Cut-Rate Ease-of-Use

The whole downside of doing this on the cheap is that one really does get what one pays for in terms of the device’s administrative software and support. To put it succinctly, the Netgear’s support is terrible, especially for the Macintosh; I spent a good six hours on Saturday trying to undo the damage done by a single attempt at establishing WEP encryption. I consider myself very lucky that my girlfriend hunted down this technical note and that I had a Windows laptop handy in order to upgrade the router’s firmware, otherwise I would have never got the whole thing working.

The administrative interface, which is available via Web browser, is so counter-intuitive that the designers found it necessary to integrate lengthy paragraphs of explanatory text into every screen, and of course the technical writing is obscure and unhelpful. This is really a case of caveat emptor, and the principal reason I considered paying the premium for Apple’s AirPort Extreme product. By a strict commercial measure, paying the Apple markup is far more economical than investing six hours into troubleshooting a poorly documented product, but it was Labor Day weekend after all, and I had plenty of free time with which to to allow Netgear’s poor practices to frustrate me.

Above: The Netgear Mr814v2 wireless router. Pretty on the outside. Below: The router’s admin interface. Ugly as heck.

In the Cards

Notwithstanding the trouble that I went through to get the wireless router working, my experiences with Netgear were still pretty miserable this weekend. I had also bought a Netgear WG511T wireless PC card for my PowerBook, which did not work at all. The specs printed on the side of the box didn’t indicate Macintosh support, but neither did the specs printed on the box for the Belkin F5D7010, which worked like a charm as soon as I popped it in. Apparently, the Belkin model shares the same Broadcom chipset as the Apple AirPort Extreme PC cards, and Apple added support for all cards based on that chipset in its 3.1 update to the AirPort software.

Rant

How hard can it be for a major networking company like Netgear to write some simple Mac OS X drivers for their products? I’m sure it’s less a matter of technical difficulty than one of institutional will. Certainly, Mac users should be accustomed to this kind of situation — it’s not my first run-in with poor support for my preferred platform. What’s frustrating is that there’s really no good reason for this, as far as hardware is concerned.

Where Macintosh peripherals were once based on proprietary standards such as NuBus and ADB, they are now, by and large, based on well-acknowledged industry standards. That means the PC cards, routers, hubs etc. that work with Windows machines are generally only incompatible with Macs by virtue of the fact that no software drivers have been written for them.

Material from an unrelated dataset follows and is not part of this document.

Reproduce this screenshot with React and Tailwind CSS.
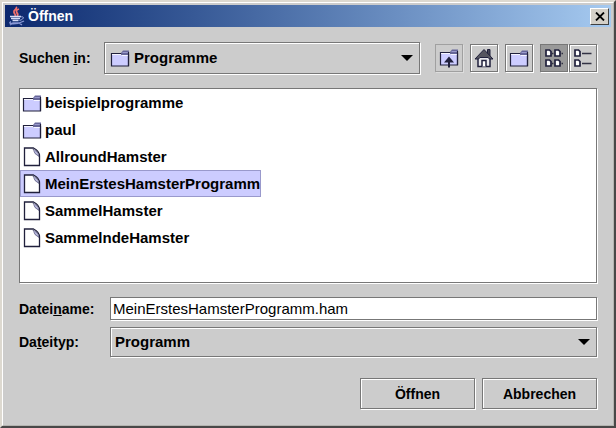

I’m not discounting the challenge of writing drivers here, but as software development goes, they are not particularly formidable projects, in my understanding, and writing them for the relatively predictable terrain of the Mac platform has got to be easier than writing them for the wild unpredictability of Windows hardware. Not only is it unfair, it just doesn’t make a lot of sense… which is another reason living in a Windows world feels a lot like being sentenced to a reformatory school for teenagers.